An important property of normal random variables is that they behave very nicely when you form linear functions of them.

And this is one of the reasons why they’re analytically tractable and analytically very convenient.

Here is what I mean.

Let us start with a normal random variable with a given mean and variance, and let us form a linear function of that random variable.

What is the mean of Y? Well, we know what it is.

We have a linear function of a random variable.

The mean is going to be a times the expected value of X, which is mu plus b.

What is the variance of Y? We know what is the variance of a linear function of a random variable.

It is a squared times the variance of X, which in our case is sigma squared.

So there’s nothing new so far, but there is an additional important fact.

The random variable Y, of course, has the mean and variance that we know it should have, but there is an additional fact– namely, that Y is a normal random variable.

So normality is preserved when we form linear functions.

There’s one special case that’s we need to pay some attention to.

Suppose that a is equal to 0.

In this case, the random variable Y is just equal to b.

It’s a constant random variable.

It does not have a PDF.

It is a degenerate discrete random variable.

So could this fact be correct that Y is also normal? Well, we’ll adopt this as [a] convention.

When we have a discrete random variable, which is constant, it takes a constant value.

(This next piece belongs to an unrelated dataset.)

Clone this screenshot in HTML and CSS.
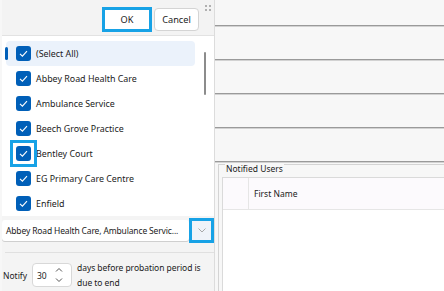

We can think of this as a special degenerate case of the normal with mean equal to b and with variance equal to 0.

Even though it is discrete, not continuous, we will still think of it as a degenerate type of a normal random variable, and by adopting this convention, then it will always be true that a linear function of a normal random variable is normal, even if a is equal to 0.

Now that we have the definition and some properties of normal random variables, the next question is whether we can calculate probabilities associated with normal random variables.

This will be the subject of the next segment.